=== Information supplied ===

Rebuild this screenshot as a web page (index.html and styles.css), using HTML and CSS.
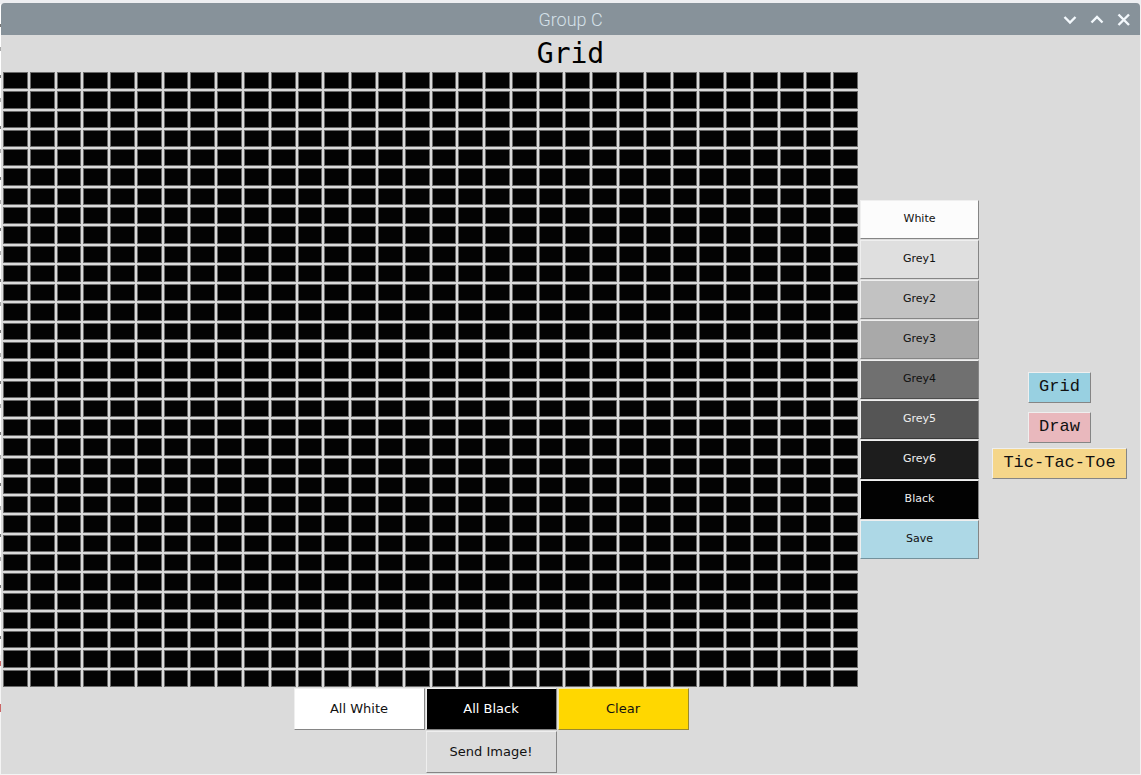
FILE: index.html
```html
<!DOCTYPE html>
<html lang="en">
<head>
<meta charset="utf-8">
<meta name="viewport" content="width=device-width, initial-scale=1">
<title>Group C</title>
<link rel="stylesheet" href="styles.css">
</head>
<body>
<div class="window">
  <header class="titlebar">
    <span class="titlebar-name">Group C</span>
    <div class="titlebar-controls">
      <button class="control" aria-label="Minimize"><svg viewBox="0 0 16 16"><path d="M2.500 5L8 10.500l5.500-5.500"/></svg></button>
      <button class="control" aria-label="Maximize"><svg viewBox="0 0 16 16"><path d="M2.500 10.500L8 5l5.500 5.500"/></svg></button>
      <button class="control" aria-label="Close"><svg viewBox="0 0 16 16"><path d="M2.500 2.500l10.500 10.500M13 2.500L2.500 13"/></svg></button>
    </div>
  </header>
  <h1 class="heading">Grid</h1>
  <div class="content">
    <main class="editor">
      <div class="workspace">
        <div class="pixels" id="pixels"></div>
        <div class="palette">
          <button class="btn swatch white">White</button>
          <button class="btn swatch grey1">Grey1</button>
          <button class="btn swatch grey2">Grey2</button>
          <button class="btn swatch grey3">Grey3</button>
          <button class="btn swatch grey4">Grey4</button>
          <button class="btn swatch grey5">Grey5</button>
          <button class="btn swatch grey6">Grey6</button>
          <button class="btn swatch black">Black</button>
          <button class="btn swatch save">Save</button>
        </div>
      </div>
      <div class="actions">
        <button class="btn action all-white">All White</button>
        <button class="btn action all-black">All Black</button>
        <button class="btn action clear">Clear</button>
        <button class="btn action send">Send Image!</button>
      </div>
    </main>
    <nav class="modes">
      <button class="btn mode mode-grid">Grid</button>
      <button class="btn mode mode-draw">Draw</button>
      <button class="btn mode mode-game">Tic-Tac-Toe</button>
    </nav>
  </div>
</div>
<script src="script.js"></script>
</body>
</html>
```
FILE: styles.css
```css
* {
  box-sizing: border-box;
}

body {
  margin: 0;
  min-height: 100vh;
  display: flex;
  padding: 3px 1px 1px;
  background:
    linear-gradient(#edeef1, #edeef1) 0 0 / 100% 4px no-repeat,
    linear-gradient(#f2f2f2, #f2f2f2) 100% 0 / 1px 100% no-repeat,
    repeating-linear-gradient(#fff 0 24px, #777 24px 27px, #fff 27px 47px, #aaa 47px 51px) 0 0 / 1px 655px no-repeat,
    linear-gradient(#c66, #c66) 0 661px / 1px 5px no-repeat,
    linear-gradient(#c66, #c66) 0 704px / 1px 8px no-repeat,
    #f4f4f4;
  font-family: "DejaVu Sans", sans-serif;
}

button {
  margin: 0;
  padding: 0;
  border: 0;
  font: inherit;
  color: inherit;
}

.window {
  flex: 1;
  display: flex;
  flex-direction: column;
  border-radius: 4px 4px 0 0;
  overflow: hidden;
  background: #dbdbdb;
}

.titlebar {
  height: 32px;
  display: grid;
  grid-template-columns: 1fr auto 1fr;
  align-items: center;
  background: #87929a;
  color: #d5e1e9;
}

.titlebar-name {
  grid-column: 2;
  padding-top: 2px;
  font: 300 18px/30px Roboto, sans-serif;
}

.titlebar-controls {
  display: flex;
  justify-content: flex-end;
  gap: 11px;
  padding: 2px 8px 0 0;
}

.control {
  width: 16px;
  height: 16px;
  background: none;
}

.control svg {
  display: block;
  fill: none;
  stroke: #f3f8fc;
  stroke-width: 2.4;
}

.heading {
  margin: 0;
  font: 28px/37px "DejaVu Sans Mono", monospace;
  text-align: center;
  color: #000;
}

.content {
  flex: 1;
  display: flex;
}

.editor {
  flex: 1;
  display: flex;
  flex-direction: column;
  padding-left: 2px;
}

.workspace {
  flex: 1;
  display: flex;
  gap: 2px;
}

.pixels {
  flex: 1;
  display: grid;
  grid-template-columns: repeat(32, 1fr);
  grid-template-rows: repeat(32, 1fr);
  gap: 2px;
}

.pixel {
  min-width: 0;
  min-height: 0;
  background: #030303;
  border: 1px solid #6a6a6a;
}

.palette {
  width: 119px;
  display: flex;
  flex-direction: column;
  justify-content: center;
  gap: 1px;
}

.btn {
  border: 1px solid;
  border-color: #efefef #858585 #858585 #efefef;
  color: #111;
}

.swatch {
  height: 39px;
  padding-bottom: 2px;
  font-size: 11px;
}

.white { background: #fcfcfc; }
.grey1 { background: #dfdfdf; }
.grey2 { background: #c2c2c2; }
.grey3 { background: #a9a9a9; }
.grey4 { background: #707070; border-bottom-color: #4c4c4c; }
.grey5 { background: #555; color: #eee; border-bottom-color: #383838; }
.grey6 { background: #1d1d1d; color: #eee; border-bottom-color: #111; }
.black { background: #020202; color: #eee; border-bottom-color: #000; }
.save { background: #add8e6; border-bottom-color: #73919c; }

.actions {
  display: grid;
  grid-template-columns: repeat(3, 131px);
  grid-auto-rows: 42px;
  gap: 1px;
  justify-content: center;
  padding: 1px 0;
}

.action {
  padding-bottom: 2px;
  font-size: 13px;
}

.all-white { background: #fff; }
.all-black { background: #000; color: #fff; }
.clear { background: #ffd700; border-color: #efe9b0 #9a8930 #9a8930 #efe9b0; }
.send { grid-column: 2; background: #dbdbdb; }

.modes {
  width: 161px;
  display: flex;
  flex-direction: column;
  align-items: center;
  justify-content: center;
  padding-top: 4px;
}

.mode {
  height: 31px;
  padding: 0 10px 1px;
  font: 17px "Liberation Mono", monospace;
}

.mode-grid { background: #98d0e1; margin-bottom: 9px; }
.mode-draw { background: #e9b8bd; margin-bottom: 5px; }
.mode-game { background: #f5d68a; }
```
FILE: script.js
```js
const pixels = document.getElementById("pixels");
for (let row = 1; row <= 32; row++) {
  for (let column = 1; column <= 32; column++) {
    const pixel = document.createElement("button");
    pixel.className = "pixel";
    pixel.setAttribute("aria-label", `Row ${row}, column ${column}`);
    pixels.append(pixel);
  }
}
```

===

Task: Return the listing above word for word, with the pictures removed.

Full output:
Rebuild this screenshot as a web page (index.html and styles.css), using HTML and CSS.
FILE: index.html
```html
<!DOCTYPE html>
<html lang="en">
<head>
<meta charset="utf-8">
<meta name="viewport" content="width=device-width, initial-scale=1">
<title>Group C</title>
<link rel="stylesheet" href="styles.css">
</head>
<body>
<div class="window">
  <header class="titlebar">
    <span class="titlebar-name">Group C</span>
    <div class="titlebar-controls">
      <button class="control" aria-label="Minimize"><svg viewBox="0 0 16 16"><path d="M2.500 5L8 10.500l5.500-5.500"/></svg></button>
      <button class="control" aria-label="Maximize"><svg viewBox="0 0 16 16"><path d="M2.500 10.500L8 5l5.500 5.500"/></svg></button>
      <button class="control" aria-label="Close"><svg viewBox="0 0 16 16"><path d="M2.500 2.500l10.500 10.500M13 2.500L2.500 13"/></svg></button>
    </div>
  </header>
  <h1 class="heading">Grid</h1>
  <div class="content">
    <main class="editor">
      <div class="workspace">
        <div class="pixels" id="pixels"></div>
        <div class="palette">
          <button class="btn swatch white">White</button>
          <button class="btn swatch grey1">Grey1</button>
          <button class="btn swatch grey2">Grey2</button>
          <button class="btn swatch grey3">Grey3</button>
          <button class="btn swatch grey4">Grey4</button>
          <button class="btn swatch grey5">Grey5</button>
          <button class="btn swatch grey6">Grey6</button>
          <button class="btn swatch black">Black</button>
          <button class="btn swatch save">Save</button>
        </div>
      </div>
      <div class="actions">
        <button class="btn action all-white">All White</button>
        <button class="btn action all-black">All Black</button>
        <button class="btn action clear">Clear</button>
        <button class="btn action send">Send Image!</button>
      </div>
    </main>
    <nav class="modes">
      <button class="btn mode mode-grid">Grid</button>
      <button class="btn mode mode-draw">Draw</button>
      <button class="btn mode mode-game">Tic-Tac-Toe</button>
    </nav>
  </div>
</div>
<script src="script.js"></script>
</body>
</html>
```
FILE: styles.css
```css
* {
  box-sizing: border-box;
}

body {
  margin: 0;
  min-height: 100vh;
  display: flex;
  padding: 3px 1px 1px;
  background:
    linear-gradient(#edeef1, #edeef1) 0 0 / 100% 4px no-repeat,
    linear-gradient(#f2f2f2, #f2f2f2) 100% 0 / 1px 100% no-repeat,
    repeating-linear-gradient(#fff 0 24px, #777 24px 27px, #fff 27px 47px, #aaa 47px 51px) 0 0 / 1px 655px no-repeat,
    linear-gradient(#c66, #c66) 0 661px / 1px 5px no-repeat,
    linear-gradient(#c66, #c66) 0 704px / 1px 8px no-repeat,
    #f4f4f4;
  font-family: "DejaVu Sans", sans-serif;
}

button {
  margin: 0;
  padding: 0;
  border: 0;
  font: inherit;
  color: inherit;
}

.window {
  flex: 1;
  display: flex;
  flex-direction: column;
  border-radius: 4px 4px 0 0;
  overflow: hidden;
  background: #dbdbdb;
}

.titlebar {
  height: 32px;
  display: grid;
  grid-template-columns: 1fr auto 1fr;
  align-items: center;
  background: #87929a;
  color: #d5e1e9;
}

.titlebar-name {
  grid-column: 2;
  padding-top: 2px;
  font: 300 18px/30px Roboto, sans-serif;
}

.titlebar-controls {
  display: flex;
  justify-content: flex-end;
  gap: 11px;
  padding: 2px 8px 0 0;
}

.control {
  width: 16px;
  height: 16px;
  background: none;
}

.control svg {
  display: block;
  fill: none;
  stroke: #f3f8fc;
  stroke-width: 2.4;
}

.heading {
  margin: 0;
  font: 28px/37px "DejaVu Sans Mono", monospace;
  text-align: center;
  color: #000;
}

.content {
  flex: 1;
  display: flex;
}

.editor {
  flex: 1;
  display: flex;
  flex-direction: column;
  padding-left: 2px;
}

.workspace {
  flex: 1;
  display: flex;
  gap: 2px;
}

.pixels {
  flex: 1;
  display: grid;
  grid-template-columns: repeat(32, 1fr);
  grid-template-rows: repeat(32, 1fr);
  gap: 2px;
}

.pixel {
  min-width: 0;
  min-height: 0;
  background: #030303;
  border: 1px solid #6a6a6a;
}

.palette {
  width: 119px;
  display: flex;
  flex-direction: column;
  justify-content: center;
  gap: 1px;
}

.btn {
  border: 1px solid;
  border-color: #efefef #858585 #858585 #efefef;
  color: #111;
}

.swatch {
  height: 39px;
  padding-bottom: 2px;
  font-size: 11px;
}

.white { background: #fcfcfc; }
.grey1 { background: #dfdfdf; }
.grey2 { background: #c2c2c2; }
.grey3 { background: #a9a9a9; }
.grey4 { background: #707070; border-bottom-color: #4c4c4c; }
.grey5 { background: #555; color: #eee; border-bottom-color: #383838; }
.grey6 { background: #1d1d1d; color: #eee; border-bottom-color: #111; }
.black { background: #020202; color: #eee; border-bottom-color: #000; }
.save { background: #add8e6; border-bottom-color: #73919c; }

.actions {
  display: grid;
  grid-template-columns: repeat(3, 131px);
  grid-auto-rows: 42px;
  gap: 1px;
  justify-content: center;
  padding: 1px 0;
}

.action {
  padding-bottom: 2px;
  font-size: 13px;
}

.all-white { background: #fff; }
.all-black { background: #000; color: #fff; }
.clear { background: #ffd700; border-color: #efe9b0 #9a8930 #9a8930 #efe9b0; }
.send { grid-column: 2; background: #dbdbdb; }

.modes {
  width: 161px;
  display: flex;
  flex-direction: column;
  align-items: center;
  justify-content: center;
  padding-top: 4px;
}

.mode {
  height: 31px;
  padding: 0 10px 1px;
  font: 17px "Liberation Mono", monospace;
}

.mode-grid { background: #98d0e1; margin-bottom: 9px; }
.mode-draw { background: #e9b8bd; margin-bottom: 5px; }
.mode-game { background: #f5d68a; }
```
FILE: script.js
```js
const pixels = document.getElementById("pixels");
for (let row = 1; row <= 32; row++) {
  for (let column = 1; column <= 32; column++) {
    const pixel = document.createElement("button");
    pixel.className = "pixel";
    pixel.setAttribute("aria-label", `Row ${row}, column ${column}`);
    pixels.append(pixel);
  }
}
```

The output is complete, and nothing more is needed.